Thursday, June 9, 2011

Co-conspirator’s Statement Made Unwittingly to Police Informant is not Testimonial under Crawford.

State v. Brist, Minn.Ct.App., 6/6/2011.  The state charged Ms. Brist with six counts of controlled substance crimes from a series of methamphetamine deals.  An informant would meet Ms. Brist and her boyfriend, Mr. Garcia, at a local store.  Ms. Brist sent the informant into the men’s room to do the deal with Mr. Garcia.  The two men then retired to the informant’s car for the actual sale.
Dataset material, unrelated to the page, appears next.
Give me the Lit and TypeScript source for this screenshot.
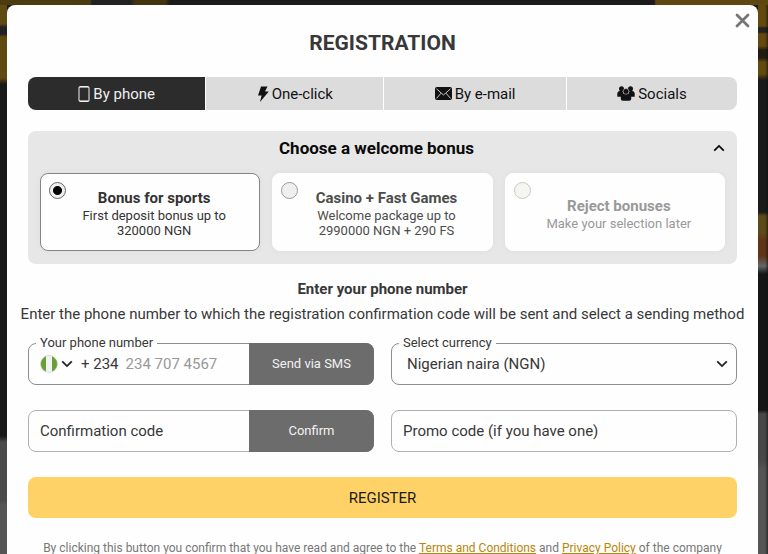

The informant recorded his conversations with Mr. Garcia, which the state then played to the jury.  The informant did not testify.  The trial court admitted the recording  as a statement of a co-conspirator made in furtherance of the conspiracy.  Rule 801(d)(2)(E).  Ms. Brist said that admitting the recording violated her Confrontation rights under Crawford.  She said that the  recording was an interrogation by a police informant and was thus “testimonial”.  The appellate court rejects this argument, citing a slew of federal circuit decisions – 2nd, 3rd, 4th, 6th, 7th, 10th & 11th – that have reached the opposite conclusion. 

The trial court imposed an executed sentence and also ordered Ms. Brist to participate in chemical dependency treatment while incarcerated, and to reside in a halfway house while on supervised release.  On appeal the state agreed that the trial court did not have the authority to impose these conditions.